Data section:
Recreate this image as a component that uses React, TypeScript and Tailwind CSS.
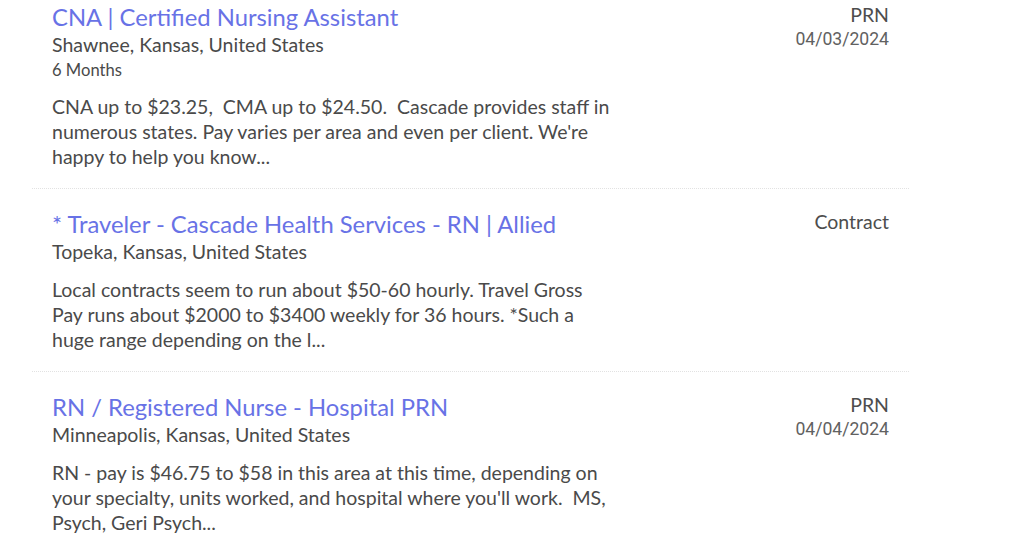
type Job = {
  title: string;
  location: string;
  duration?: string;
  description: string;
  type: string;
  date?: string;
};

const jobs: Job[] = [
  {
    title: 'CNA | Certified Nursing Assistant',
    location: 'Shawnee, Kansas, United States',
    duration: '6 Months',
    description:
      "CNA up to $23.25,\u00a0 CMA up to $24.50.\u00a0 Cascade provides staff in numerous states. Pay varies per area and even per client. We're happy to help you know...",
    type: 'PRN',
    date: '04/03/2024',
  },
  {
    title: '* Traveler - Cascade Health Services - RN | Allied',
    location: 'Topeka, Kansas, United States',
    description:
      'Local contracts seem to run about $50-60 hourly. Travel Gross Pay runs about $2000 to $3400 weekly for 36 hours. *Such a huge range depending on the l...',
    type: 'Contract',
  },
  {
    title: 'RN / Registered Nurse - Hospital PRN',
    location: 'Minneapolis, Kansas, United States',
    description:
      "RN - pay is $46.75 to $58 in this area at this time, depending on your specialty, units worked, and hospital where you'll work.\u00a0 MS, Psych, Geri Psych...",
    type: 'PRN',
    date: '04/04/2024',
  },
];

export default function App() {
  return (
    <div className="min-h-[538px] w-[1024px] overflow-hidden bg-white font-['Lato',sans-serif]">
      <div className="ml-8 w-[877px]">
        {jobs.map((job, i) => (
          <div
            key={job.title}
            className={`flex justify-between px-5 pb-[19px] ${
              i === 0 ? 'pt-[2px]' : 'pt-5'
            } ${i < jobs.length - 1 ? 'border-b border-dotted border-[#e2e2e2]' : ''}`}
          >
            <div className="w-[562px]">
              <a
                href="#"
                className="block text-[23.8px] leading-[30px] text-[#6872e6]"
              >
                {job.title}
              </a>

              <div className="text-[19.5px] leading-[26px] text-[#4a4a4a]">
                {job.location}
              </div>

              {job.duration && (
                <div className="text-[16.6px] leading-[24px] text-[#4a4a4a]">
                  {job.duration}
                </div>
              )}

              <p className="mt-[12px] text-[19.5px] leading-[25px] text-[#4a4a4a]">
                {job.description}
              </p>
            </div>

            <div className="text-right">
              <div className="text-[19.5px] leading-[26px] text-[#4d4d4d]">
                {job.type}
              </div>

              {job.date && (
                <div className="font-['Roboto',sans-serif] text-[17.6px] leading-[22px] text-[#616161]">
                  {job.date}
                </div>
              )}
            </div>
          </div>
        ))}
      </div>
    </div>
  );
}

Challenge: Extract all lines that hold the word "this".

Written response:
Recreate this image as a component that uses React, TypeScript and Tailwind CSS.
      "RN - pay is $46.75 to $58 in this area at this time, depending on your specialty, units worked, and hospital where you'll work.\u00a0 MS, Psych, Geri Psych...",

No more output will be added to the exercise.